As I look through the papers these days, I notice how they grow thick with advertisements and society pages. Much of fashion is printed, elegant people celebrating Christmas parties, many pages on appliances, drinks and delicacies, new resorts and housing projects, cars, electronics, furniture and jewelries. Our media is insensitive to the fact that majority of Filipinos cannot afford even a decent Noche Buena, much less a house or roof over their heads. Many cannot put on decent clothes to go to Church for Simbang Gabi. Many Filipinos have been left homeless by typhoons. I feel ashamed of how insensitive we have become, of how our government officials continue in their shameful ways; they take from the “Kaban ng Bayan” and spend it in lavish trips abroad, while our OFWs squeeze every dollar to send back to the Philippines to help their families. The actors and actresses are now bashing in the flood lights of the Filipino film festival, without thought of many helpless Filipinos.

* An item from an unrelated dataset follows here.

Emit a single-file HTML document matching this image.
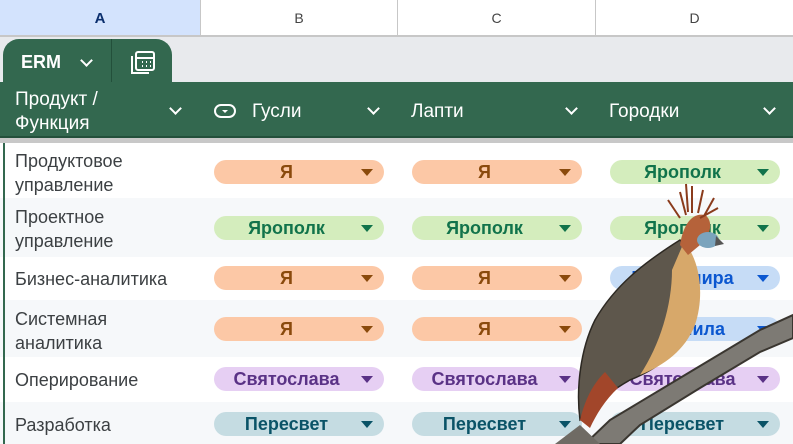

Now is the time to go back to the stable of Bethlehem and contemplate the ways of God, so different from the ways of men. Feel the love of God, so rich and yet condescending to our poverty; so deserving of our love, yet rejected by innkeepers and town folks of his own city.
Mga Tatay, mga Nanay, look at Joseph and Mary; how they wish they could give Jesus a decent place with enough comfort for his birth, but they had to make do of a stable. What were their thoughts, their feelings knowing that this baby comes from God? They may have been sad, or perplexed that they could not give him any better or more comfortable place. They saw how God humbled himself to become a baby, but still he humbled himself the more by being born in a place like this, deprived of comfort and convenience. We proud and arrogant humans need to learn humility from Bethlehem. We need to learn love and compassion for the less fortunate as we see our God identifying himself with the deprived and the rejected. He comes to give himself to us, let us learn to open our hearts and our hands to the needs of others beginning with the members of our family. God is here giving himself to us, giving his love to us. Let us learn to give of ourselves, to give our love this Christmas –kahit hindi pasko tayo ay magbigayan. God is love, let us be witnesses to this love. Amen.